Likewise, clicking on the details button in the Measurements panel will list all the member components that have been included as part of the aggregate component (see Figure 3).

Clicking on the Graph icon corresponding to an aggregate measure will reveal a Measure Graph that plots the time-of-day variations in the aggregated metrics during the last hour (by default) (see Figure 5).

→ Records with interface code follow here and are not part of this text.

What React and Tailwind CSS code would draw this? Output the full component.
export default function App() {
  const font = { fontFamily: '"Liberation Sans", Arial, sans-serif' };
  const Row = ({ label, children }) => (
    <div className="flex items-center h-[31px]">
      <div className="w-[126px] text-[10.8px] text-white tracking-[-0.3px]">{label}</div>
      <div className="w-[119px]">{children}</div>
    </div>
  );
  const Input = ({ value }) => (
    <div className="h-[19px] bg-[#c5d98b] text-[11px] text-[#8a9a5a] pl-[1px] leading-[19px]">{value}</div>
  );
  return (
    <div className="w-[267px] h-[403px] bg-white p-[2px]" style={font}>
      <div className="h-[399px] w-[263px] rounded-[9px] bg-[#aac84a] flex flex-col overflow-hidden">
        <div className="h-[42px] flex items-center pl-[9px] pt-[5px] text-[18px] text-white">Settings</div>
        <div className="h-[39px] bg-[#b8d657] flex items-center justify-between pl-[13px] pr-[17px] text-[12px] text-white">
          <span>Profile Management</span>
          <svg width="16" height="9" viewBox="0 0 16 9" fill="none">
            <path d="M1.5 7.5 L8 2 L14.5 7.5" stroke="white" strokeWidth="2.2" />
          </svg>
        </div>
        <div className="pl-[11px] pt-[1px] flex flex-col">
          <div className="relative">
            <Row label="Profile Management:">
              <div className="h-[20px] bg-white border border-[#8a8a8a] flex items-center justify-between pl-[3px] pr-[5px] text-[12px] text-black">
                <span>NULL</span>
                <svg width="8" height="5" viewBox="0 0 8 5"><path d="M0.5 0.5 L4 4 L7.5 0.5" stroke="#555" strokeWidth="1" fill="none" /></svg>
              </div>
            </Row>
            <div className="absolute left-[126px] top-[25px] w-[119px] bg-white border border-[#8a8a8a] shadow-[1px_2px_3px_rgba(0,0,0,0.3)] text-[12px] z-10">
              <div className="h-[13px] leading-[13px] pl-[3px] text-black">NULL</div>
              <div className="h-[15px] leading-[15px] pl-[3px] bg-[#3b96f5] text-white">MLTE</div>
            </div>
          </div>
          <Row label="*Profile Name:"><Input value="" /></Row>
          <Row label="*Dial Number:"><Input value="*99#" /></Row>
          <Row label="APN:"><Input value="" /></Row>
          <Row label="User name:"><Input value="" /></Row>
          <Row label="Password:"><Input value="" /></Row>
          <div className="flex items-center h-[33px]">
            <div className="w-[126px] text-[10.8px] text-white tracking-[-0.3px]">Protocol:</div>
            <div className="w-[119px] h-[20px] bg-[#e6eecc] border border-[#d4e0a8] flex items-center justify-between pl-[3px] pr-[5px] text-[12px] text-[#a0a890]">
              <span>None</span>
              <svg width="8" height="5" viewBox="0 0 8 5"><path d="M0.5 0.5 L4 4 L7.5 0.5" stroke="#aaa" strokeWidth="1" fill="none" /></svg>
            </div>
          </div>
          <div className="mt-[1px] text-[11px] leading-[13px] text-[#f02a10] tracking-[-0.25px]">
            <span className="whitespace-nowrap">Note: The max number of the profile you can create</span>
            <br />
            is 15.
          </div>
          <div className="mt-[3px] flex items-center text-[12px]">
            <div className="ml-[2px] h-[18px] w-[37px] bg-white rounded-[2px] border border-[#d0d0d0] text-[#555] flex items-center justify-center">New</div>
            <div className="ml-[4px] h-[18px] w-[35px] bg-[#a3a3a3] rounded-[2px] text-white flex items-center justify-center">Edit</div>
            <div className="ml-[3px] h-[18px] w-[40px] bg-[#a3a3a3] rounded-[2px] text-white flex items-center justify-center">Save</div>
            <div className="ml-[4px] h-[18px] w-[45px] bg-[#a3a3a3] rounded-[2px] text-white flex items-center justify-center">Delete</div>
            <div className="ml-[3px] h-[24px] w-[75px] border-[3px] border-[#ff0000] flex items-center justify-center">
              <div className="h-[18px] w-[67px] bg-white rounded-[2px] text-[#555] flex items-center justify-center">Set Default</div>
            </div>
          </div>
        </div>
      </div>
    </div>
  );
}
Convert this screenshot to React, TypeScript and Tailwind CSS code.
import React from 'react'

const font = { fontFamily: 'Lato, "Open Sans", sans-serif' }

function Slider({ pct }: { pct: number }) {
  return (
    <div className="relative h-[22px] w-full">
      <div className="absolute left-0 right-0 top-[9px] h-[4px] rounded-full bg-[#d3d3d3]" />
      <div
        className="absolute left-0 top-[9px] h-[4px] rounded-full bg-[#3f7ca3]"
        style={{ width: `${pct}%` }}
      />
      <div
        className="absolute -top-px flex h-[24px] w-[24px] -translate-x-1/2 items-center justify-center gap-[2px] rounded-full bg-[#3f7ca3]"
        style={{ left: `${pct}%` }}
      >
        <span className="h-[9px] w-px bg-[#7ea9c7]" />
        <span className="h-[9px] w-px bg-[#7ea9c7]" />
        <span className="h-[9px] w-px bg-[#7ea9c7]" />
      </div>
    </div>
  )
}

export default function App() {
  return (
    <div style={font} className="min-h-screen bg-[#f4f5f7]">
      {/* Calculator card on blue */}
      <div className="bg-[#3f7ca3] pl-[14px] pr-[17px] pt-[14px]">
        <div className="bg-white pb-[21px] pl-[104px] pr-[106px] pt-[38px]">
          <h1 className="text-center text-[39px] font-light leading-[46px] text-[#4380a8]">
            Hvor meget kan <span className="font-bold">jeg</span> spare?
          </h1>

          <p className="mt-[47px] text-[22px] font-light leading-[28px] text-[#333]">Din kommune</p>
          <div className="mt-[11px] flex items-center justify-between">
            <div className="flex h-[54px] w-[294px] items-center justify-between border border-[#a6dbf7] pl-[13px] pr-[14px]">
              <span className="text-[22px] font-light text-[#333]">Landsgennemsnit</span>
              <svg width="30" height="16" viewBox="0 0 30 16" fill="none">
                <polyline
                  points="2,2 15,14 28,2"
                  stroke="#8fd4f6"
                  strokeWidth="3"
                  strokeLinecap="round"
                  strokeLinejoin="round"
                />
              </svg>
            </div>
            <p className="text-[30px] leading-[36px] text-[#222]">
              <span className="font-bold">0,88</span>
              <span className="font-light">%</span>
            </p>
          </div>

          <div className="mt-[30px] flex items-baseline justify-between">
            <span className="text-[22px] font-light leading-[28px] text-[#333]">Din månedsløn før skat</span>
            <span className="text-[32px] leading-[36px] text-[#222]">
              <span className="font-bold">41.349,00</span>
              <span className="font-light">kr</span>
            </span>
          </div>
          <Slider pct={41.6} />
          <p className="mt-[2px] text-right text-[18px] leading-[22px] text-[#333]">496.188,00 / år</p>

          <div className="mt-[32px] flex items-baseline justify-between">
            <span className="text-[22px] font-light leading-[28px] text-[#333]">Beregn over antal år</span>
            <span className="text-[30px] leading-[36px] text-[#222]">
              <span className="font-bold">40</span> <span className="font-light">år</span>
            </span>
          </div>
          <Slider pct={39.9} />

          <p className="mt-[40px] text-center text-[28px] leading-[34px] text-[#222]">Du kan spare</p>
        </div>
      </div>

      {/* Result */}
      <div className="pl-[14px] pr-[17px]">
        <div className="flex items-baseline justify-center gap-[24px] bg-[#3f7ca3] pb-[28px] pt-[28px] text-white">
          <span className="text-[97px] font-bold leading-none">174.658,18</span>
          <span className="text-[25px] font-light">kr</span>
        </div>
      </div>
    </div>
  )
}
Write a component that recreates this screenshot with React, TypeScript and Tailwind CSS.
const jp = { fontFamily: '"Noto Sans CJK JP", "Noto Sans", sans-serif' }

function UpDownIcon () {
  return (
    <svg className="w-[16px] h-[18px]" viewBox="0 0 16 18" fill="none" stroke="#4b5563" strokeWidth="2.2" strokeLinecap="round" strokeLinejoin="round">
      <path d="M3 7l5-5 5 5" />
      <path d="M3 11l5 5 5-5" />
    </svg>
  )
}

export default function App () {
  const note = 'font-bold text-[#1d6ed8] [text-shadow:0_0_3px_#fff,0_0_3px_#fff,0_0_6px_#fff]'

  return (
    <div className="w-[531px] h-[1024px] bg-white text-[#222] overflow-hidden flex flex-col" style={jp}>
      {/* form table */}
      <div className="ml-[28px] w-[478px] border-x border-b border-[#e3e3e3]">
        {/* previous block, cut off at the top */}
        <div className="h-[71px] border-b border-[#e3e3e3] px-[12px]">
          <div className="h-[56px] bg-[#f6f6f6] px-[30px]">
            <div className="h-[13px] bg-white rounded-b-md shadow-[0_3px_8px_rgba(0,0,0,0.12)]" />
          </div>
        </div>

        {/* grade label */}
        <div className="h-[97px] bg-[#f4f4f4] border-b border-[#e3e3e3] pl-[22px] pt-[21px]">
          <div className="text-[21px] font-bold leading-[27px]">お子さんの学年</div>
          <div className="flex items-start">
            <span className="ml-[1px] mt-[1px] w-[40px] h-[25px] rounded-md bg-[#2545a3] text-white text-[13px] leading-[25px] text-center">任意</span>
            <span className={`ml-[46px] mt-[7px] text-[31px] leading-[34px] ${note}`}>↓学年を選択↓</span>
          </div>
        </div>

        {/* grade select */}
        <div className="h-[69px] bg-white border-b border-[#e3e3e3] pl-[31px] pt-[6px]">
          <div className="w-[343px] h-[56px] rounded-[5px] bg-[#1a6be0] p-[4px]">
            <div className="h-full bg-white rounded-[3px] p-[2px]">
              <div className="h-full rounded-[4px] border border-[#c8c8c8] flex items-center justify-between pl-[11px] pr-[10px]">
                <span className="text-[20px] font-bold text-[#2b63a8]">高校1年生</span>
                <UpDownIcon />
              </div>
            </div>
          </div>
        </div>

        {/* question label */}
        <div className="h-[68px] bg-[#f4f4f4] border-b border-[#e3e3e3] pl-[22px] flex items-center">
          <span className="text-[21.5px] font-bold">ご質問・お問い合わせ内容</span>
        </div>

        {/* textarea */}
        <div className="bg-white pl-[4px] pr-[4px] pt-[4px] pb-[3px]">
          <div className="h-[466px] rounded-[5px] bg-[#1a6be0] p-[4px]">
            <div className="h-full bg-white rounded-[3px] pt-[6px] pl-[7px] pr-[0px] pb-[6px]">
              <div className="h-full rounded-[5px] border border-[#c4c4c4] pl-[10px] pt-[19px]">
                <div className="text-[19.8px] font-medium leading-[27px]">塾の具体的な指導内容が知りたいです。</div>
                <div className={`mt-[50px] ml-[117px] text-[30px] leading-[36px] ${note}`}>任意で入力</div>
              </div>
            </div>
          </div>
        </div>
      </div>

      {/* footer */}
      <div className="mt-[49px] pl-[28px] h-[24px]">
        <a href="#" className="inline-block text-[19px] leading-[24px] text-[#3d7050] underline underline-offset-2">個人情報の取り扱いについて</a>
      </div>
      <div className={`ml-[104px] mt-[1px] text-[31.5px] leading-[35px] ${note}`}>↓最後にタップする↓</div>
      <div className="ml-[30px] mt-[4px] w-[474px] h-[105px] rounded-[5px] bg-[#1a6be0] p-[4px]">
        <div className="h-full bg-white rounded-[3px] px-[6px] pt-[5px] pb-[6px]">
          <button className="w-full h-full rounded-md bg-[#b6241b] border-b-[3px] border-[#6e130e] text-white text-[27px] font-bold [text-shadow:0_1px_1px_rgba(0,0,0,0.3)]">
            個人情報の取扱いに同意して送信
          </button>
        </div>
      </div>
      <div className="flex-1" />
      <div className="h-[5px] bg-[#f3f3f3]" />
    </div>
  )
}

Figure 5 : Viewing a graph of an aggregate measure

A Comparison Graph will also be additionally available for an aggregated measure. To view this graph, you will have to click on the Comparison Graph tab page next to the Measure Graph tab page (see Figure 5). Using this graph, you can compare the historical measures of the target aggregate component with that of each of its member components for a given timeline. If the aggregate measure reports a deviation, then this graph will enable you to isolate the member component that could have caused the deviation. For instance, say that you have managed a Citrix XenApp Aggregate component, which is associated with all the Citrix XenApp servers in your Citrix farm. Assume that you have configured this aggregate component to alert you if more than 100 sessions are active on your farm. If this anomaly occurs – i.e., if the number of sessions to the Citrix farm exceeds 100 – then the Citrix XenApp Aggregate component will naturally trigger an alert.  At this juncture, you can use the Comparison Graph to figure out the following:

  • Whether this increase in session count was sudden or consistent;
  • Whether it is because of a sudden/consistent growth in the number of sessions to a particular Citrix server in the farm; if so, you can even use this graph to point to the problem server.
  • Whether it is because the number of sessions to all the servers in the farm has increased over time;

Figure 6 : The Comparison Graph of an aggregate measure

Moreover, in Figure 6, you can see that there is a time lag in the aggregate graph line. This is because, aggregate measures are computed one measurement period before the individual components. This is done to ensure that all measures are considered when aggregating metrics.